Não existe isso de criar material para público adolescente (a adolescência vai até bem perto dos 30 hoje em dia), não porque suas cabeças são indecifráveis, mas porque esse público rejeita naturalmente qualquer atitude nesse sentido. E se alguém deveria entender isso, deveria ser a Marvel. A empresa tenta renovar seus heróis há décadas e décadas, mas a última coisa que pegou mesmo foram os X-Men nos anos 70. Praticamente todos os heróis que vemos hoje em dia foram criados na primeira metade do século passado. É quase impossível fazer algo novo funcionar e entrar de vez na cultura popular.

Então, nada para ver aqui: uma indústria que não ia durar muito tempo mesmo levou suas marcas para outra mídia, e toda essa palhaçada de heroína gorda e floquinhos de neve é algo inconsequente no quadro geral, não? Bom, tem algo mais nefasto aqui: a Disney, através da Marvel, está efetivamente “pagando por proteção” com a lacração nos quadrinhos. E isso é tão transparente que revistas como New Warriors são lançadas…

Em algum momento, executivos dos mais altos escalões da maior empresa de entretenimento do planeta perceberam que não teriam paz para fazer seus bilhões caso não acalmassem um grupo cada vez mais vocal de autointitulados guerreiros da justiça social.

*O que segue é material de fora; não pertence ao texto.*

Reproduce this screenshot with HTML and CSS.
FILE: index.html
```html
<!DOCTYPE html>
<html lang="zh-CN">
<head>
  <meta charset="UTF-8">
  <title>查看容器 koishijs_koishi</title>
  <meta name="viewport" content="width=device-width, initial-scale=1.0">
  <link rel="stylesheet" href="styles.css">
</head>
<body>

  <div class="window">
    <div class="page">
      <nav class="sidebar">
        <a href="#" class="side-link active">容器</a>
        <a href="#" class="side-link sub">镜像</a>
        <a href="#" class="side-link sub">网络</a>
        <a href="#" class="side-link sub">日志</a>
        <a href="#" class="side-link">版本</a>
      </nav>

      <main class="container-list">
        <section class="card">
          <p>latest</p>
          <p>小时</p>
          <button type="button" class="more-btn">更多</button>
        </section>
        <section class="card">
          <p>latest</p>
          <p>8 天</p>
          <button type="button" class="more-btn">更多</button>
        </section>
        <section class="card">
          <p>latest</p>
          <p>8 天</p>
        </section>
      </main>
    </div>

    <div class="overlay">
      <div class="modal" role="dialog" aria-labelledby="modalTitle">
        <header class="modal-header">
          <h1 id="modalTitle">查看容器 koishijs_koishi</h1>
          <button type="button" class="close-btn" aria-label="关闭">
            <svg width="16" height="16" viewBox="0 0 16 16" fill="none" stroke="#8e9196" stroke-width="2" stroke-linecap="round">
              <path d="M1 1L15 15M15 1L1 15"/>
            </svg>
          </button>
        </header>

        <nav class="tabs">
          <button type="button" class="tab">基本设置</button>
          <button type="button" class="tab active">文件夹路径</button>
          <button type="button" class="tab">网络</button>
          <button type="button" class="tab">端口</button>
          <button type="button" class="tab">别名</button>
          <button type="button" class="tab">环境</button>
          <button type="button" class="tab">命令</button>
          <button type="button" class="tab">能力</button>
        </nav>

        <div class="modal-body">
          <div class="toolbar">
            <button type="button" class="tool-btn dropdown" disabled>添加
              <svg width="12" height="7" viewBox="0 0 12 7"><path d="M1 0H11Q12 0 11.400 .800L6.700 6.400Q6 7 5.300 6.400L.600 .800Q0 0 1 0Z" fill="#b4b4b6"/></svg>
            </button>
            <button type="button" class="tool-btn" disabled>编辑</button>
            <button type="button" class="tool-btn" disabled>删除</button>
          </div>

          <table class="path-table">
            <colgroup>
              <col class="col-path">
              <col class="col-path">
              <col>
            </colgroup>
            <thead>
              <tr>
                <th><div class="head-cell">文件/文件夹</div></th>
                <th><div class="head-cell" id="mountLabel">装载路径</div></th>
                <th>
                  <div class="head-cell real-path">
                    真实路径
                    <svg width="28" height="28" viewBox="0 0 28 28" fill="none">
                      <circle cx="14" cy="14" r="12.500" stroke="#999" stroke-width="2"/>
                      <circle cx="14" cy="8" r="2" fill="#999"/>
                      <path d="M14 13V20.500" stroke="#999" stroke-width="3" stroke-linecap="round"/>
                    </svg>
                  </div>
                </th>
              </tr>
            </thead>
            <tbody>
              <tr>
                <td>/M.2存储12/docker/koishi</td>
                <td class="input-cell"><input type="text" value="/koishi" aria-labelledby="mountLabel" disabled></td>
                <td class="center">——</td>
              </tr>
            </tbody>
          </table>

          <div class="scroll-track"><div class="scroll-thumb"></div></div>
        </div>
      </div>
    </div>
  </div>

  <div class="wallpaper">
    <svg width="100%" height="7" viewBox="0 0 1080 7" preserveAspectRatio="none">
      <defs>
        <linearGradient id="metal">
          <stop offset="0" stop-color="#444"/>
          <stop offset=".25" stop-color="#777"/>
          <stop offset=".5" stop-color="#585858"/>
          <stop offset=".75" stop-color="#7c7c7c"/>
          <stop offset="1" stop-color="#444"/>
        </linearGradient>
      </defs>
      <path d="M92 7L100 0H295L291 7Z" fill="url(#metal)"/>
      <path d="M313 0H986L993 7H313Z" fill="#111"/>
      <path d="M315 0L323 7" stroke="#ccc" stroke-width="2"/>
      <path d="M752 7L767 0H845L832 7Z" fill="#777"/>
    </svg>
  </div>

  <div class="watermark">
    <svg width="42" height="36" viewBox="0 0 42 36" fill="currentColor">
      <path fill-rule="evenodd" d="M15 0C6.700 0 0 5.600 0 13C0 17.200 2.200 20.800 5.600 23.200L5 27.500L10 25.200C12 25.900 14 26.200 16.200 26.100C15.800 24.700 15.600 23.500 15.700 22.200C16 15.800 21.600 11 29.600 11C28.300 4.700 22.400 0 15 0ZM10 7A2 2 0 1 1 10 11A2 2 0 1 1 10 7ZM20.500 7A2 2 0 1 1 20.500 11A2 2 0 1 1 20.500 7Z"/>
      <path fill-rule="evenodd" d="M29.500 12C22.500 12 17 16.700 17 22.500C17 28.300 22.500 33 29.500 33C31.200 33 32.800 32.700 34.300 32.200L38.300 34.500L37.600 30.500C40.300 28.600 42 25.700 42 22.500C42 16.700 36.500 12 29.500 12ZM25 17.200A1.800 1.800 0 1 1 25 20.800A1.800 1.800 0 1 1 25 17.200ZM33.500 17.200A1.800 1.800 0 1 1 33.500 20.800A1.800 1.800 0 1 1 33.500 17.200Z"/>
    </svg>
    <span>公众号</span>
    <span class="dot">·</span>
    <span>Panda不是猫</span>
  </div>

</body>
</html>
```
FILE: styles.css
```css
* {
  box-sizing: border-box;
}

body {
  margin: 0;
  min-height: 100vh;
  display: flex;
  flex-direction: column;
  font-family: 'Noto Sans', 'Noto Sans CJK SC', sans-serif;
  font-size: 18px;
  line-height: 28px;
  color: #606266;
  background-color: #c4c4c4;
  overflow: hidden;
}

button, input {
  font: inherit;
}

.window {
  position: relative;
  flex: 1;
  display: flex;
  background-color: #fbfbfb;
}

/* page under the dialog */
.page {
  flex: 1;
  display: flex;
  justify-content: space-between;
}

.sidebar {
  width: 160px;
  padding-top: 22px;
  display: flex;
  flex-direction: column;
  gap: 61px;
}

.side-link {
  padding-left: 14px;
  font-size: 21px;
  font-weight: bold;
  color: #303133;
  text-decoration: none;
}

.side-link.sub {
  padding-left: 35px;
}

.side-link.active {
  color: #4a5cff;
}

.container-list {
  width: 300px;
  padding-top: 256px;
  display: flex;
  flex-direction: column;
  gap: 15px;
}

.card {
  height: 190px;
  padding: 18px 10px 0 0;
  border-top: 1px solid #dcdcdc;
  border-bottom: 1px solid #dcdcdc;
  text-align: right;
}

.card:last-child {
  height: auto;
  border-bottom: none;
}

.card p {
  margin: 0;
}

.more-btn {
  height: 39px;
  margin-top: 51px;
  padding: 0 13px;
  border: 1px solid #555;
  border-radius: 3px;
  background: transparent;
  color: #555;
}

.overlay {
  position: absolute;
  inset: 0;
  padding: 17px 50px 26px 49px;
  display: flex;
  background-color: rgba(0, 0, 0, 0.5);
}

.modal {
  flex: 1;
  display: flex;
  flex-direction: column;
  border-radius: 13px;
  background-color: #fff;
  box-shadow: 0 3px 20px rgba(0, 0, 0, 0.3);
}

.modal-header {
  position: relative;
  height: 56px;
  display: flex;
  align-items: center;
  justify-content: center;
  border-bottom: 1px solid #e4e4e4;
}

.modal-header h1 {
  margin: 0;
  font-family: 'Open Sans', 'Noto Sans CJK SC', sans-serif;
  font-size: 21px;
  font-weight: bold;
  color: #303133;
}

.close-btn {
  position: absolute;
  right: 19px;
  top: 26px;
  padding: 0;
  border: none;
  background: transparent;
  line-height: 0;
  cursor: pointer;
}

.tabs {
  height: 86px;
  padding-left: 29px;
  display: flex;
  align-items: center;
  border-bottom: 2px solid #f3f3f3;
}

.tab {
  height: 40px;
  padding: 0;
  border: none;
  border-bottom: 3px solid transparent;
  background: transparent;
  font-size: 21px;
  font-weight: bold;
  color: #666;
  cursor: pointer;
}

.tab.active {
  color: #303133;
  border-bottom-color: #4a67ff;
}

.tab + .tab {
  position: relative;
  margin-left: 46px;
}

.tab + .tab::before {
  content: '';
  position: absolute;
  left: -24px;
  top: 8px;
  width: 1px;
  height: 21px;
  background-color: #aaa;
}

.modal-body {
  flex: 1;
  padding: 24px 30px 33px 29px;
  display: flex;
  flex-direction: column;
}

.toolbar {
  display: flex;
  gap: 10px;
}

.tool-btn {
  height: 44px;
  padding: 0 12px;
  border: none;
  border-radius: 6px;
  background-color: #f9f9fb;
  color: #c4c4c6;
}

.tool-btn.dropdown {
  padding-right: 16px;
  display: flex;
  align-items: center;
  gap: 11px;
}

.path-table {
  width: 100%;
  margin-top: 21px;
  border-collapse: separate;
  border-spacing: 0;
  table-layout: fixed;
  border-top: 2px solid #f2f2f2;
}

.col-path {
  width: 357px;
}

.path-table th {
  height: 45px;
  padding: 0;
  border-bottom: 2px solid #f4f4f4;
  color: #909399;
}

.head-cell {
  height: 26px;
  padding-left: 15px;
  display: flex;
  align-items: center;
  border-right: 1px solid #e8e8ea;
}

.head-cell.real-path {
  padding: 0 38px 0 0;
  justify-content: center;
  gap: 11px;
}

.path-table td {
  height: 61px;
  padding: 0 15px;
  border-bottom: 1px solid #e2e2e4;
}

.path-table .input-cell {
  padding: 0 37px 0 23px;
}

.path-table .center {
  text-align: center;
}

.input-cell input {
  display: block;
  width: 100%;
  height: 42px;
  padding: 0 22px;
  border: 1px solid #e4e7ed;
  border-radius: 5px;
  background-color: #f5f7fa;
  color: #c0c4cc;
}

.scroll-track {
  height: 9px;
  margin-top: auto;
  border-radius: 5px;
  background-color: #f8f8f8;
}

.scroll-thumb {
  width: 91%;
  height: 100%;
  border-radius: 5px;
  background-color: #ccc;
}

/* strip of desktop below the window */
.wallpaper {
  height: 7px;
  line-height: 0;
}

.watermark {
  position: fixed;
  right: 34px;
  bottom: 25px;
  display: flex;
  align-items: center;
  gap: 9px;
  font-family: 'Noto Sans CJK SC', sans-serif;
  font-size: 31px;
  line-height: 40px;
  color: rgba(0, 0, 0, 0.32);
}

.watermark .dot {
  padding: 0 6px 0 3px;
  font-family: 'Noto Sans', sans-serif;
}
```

E daí surge uma relação doentia de pagar pelo silêncio dos lacradores com menções sutis à sua ideologia nos filmes e subserviência quase que completa nos quadrinhos. A Disney pode pagar pela proteção. A Warner e a DC pagaram seus impostos de lacração com o fracasso do filme recente da Harley Quinn, por exemplo. É ruim torrar dinheiro? É. É pior ficar com fama de opressor nazista e não conseguir mais parceiros na indústria? Bem mais.

Mas, e os outros criadores? Como eles pagam pela proteção? A máfia da lacração bate na porta de todos os negócios da cidade. Alguns podem jogar algumas moedas de atenção e continuar lucrando horrores no mercado, mas a maioria não tem a capacidade de fazer um projeto que “lacra, mas não lucra” só para ter um pouco de paz. Custa caro demais. Quem não paga a taxa é “cancelado” e vai se tornando um pária no mercado.

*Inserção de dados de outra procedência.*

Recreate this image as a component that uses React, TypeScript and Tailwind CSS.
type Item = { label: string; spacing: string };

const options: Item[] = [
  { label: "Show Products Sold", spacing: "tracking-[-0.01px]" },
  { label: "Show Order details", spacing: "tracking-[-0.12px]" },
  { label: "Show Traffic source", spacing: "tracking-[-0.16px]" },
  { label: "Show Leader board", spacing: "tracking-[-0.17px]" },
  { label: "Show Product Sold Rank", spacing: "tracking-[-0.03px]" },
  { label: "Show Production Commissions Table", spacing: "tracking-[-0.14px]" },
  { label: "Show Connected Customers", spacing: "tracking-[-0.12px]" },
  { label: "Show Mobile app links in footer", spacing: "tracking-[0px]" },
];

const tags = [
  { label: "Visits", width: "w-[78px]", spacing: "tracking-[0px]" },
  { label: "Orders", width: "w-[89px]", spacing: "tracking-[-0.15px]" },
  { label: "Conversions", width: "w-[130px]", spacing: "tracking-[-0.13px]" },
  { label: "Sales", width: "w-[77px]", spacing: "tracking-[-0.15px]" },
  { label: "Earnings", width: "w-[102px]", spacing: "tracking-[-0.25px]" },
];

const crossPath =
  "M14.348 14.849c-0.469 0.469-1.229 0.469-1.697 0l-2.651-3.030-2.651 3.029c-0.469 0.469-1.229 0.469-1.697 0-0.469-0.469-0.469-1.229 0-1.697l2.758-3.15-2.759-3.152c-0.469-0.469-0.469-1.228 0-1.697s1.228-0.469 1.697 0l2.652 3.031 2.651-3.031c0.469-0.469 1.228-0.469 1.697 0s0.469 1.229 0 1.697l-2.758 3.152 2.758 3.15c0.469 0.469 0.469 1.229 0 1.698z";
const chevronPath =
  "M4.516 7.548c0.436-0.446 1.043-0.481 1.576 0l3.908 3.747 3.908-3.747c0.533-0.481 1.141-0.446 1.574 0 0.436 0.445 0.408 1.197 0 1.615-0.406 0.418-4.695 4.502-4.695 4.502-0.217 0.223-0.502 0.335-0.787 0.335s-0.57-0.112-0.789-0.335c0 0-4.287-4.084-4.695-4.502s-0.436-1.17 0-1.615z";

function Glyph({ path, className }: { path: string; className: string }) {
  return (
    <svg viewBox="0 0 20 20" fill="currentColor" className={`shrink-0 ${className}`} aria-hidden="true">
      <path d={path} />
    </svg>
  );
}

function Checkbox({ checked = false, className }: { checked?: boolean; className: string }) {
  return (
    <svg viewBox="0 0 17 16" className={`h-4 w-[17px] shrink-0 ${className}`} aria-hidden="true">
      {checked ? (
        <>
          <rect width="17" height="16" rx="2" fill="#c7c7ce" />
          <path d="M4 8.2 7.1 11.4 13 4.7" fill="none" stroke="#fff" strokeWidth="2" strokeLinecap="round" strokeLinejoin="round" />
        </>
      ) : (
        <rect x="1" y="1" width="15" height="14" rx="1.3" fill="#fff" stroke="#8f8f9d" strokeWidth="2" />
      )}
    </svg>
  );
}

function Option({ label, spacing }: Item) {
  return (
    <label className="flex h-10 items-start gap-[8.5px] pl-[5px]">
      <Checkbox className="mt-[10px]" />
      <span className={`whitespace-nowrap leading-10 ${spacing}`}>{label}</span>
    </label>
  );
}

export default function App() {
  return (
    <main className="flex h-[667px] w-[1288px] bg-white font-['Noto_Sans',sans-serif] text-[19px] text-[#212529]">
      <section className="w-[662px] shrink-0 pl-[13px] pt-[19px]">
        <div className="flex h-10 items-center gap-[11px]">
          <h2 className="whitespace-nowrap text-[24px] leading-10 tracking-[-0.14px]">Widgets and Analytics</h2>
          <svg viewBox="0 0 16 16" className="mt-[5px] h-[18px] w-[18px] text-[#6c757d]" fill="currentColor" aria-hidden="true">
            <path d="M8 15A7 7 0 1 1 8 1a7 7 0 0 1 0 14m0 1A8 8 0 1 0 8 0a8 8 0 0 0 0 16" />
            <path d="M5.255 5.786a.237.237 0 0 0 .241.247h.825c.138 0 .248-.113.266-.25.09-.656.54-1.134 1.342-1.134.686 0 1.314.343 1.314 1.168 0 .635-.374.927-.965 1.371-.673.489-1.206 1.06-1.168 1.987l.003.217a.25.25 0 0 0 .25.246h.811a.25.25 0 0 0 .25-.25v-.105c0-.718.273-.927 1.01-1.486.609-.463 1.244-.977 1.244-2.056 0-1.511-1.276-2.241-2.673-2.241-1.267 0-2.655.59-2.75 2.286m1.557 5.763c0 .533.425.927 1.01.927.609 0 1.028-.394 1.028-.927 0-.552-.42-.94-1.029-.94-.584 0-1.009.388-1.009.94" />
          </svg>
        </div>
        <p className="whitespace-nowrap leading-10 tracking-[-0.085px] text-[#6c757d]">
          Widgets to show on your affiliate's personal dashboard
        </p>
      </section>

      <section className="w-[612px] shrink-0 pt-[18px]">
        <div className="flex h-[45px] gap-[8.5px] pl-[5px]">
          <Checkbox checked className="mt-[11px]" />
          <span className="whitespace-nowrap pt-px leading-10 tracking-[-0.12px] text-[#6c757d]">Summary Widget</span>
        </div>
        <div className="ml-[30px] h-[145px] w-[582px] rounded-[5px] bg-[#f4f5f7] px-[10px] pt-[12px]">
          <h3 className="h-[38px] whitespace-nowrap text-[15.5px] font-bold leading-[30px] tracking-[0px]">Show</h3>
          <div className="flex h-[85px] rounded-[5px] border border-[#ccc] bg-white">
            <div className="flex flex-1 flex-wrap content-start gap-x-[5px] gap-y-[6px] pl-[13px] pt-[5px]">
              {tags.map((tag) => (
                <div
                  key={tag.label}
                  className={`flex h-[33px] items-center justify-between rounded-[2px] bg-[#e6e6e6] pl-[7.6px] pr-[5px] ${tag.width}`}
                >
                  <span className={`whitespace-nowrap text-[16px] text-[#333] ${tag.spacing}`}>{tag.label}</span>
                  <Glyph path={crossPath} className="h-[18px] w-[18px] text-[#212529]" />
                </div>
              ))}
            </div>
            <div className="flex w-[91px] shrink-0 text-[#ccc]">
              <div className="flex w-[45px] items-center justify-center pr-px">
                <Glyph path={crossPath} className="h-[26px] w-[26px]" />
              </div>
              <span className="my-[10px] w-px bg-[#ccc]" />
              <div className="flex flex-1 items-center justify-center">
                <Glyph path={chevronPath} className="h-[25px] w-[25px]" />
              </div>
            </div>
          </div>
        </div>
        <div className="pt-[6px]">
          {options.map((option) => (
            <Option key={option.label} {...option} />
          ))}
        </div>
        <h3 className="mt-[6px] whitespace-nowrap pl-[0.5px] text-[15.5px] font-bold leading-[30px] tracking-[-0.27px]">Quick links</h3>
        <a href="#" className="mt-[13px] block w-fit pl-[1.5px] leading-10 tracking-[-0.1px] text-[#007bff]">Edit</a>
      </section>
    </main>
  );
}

Só que aí, esse público que se diz marginalizado e anticapitalismo acaba justamente filtrando o mercado para deixar de pé apenas aqueles que tem tamanho para suborná-los. Megaempresas de comunicação e entretenimento vão se tornando cada vez maiores, pequenos empreendedores do setor correm risco sério de perderem suas plataformas. Porque essa lógica vai se estendendo inclusive para as empresas que dão a infraestrutura para o entretenimento: as gigantes de tecnologia.

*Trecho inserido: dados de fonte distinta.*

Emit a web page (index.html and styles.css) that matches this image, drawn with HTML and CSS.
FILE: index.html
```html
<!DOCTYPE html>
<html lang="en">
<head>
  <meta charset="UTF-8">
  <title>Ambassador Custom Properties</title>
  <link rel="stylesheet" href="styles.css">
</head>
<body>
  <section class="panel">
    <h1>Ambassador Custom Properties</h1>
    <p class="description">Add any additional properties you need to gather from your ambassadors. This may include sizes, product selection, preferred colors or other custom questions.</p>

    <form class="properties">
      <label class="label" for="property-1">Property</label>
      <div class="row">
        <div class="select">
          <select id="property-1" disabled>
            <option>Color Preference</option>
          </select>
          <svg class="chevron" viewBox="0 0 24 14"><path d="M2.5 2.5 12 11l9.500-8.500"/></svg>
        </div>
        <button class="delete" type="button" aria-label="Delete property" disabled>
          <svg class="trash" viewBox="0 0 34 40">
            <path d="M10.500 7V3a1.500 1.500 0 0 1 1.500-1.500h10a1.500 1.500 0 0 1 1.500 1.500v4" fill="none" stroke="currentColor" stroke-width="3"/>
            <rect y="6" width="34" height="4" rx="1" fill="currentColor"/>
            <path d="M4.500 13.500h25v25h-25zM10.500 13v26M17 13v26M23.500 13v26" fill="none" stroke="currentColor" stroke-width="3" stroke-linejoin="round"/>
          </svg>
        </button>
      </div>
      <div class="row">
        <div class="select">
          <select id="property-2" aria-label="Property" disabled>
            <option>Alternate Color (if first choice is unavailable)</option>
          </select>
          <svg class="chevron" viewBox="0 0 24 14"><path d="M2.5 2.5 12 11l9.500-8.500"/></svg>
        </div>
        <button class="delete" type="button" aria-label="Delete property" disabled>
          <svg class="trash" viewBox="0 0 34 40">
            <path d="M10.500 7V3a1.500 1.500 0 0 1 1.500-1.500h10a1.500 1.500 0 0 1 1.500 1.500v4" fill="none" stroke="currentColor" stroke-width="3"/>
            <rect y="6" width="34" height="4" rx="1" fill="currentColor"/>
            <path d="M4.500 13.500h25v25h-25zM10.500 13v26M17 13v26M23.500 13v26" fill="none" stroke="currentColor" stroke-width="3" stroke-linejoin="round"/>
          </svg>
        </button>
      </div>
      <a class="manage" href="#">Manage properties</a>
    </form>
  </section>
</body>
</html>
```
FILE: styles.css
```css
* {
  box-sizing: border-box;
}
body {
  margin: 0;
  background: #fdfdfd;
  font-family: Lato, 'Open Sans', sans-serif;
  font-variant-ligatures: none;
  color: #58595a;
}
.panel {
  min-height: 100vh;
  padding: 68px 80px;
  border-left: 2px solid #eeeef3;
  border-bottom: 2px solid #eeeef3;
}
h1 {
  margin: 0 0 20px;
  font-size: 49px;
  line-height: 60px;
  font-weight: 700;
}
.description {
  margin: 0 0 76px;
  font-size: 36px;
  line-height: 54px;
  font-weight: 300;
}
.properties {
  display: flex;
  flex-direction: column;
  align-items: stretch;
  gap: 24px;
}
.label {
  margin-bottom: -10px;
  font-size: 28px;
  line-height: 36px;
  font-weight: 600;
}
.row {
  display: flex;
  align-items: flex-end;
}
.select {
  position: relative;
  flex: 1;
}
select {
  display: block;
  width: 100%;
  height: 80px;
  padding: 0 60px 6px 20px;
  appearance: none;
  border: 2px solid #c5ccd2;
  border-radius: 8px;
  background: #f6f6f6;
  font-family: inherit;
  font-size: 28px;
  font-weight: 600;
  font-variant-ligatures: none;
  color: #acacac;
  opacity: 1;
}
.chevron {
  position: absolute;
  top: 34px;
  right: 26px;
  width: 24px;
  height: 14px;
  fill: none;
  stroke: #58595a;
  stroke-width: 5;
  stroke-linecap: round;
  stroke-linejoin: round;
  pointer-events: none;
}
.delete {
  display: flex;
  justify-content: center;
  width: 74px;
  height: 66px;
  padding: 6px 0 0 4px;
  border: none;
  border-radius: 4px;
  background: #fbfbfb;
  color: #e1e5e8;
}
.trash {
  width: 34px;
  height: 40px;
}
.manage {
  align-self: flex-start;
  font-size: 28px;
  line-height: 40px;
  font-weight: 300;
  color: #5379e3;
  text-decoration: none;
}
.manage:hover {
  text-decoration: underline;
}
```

O Google, a Apple e a Amazon podem se dar ao luxo de pagar esse pedágio de lacração. Mostram-se aliados dos oprimidos criando equipes de mulheres negras para gerenciar projetos que incentivam consumo desenfreado e fim da privacidade. Pode fazer a maldade que quiser, desde que uma minúscula parcela do seu faturamento seja revertida para ações superficiais de apoio aos lacradores. Se um concorrente entrar no meio desse caminho sem o dinheiro necessário para torrar nesses projetos de inclusividade de mentirinha, é atacado pela máfia. Se esse povo marca sua fachada com o símbolo da vergonha, você pode ser atacado e ficar sem plataforma nenhuma para se comunicar. Não é à toa que o YouTube está sendo tomado por grandes corporações de mídia e banindo criadores independentes sem parar.

É uma consolidação de poder que usa a histeria coletiva do politicamente correto como exército. Ou você tem dinheiro para desenvolver, imprimir e distribuir uma revista ridícula com personagens chamados Snowflake e Safespace sabendo que vai tomar prejuízo, ou você nunca vai ser grande como a Marvel. Os lacradores estão criando um pedágio que só as maiores corporações podem pagar. Sei que não é de propósito, mas as coisas acabam se assentando dessa forma.

Não é questão de ser velho e não entender mais a cultura dos jovens, são empresas gigantes usando descaradamente esse movimento cultural como soldados para proteger seus lucros. E cada vez que vemos algo como a revista em questão, devemos pensar no porquê de empresas tão grandes com tanta gente capaz de notar o problema não estão usando um mínimo e bom-senso ao lançar essas porcarias lacradoras que só dão prejuízo.

Eles fazem as contas. No final do dia, vale a pena pagar esse preço pelo tamanho do mercado que podem acessar sem grandes preocupações com o resto de seus produtos. No quadro geral, é lucrativo o suficiente deixar gente sem noção fazer material lacrador se isso mantém a presunção de aliado. E o mais curioso é que eu duvido que o suposto público-alvo dessas besteiras sequer entenda que virou uma máfia cobrando por proteção deles mesmos.

Alguém muito mais esperto se aproveitou da situação e conseguiu fazer deles essa máfia contra possíveis novos concorrentes. Se os bandidos da sua vizinhança te cobram pouco, mas ao mesmo tempo impedem que qualquer outra loja abra na mesma rua, talvez seja interessante não denunciá-los.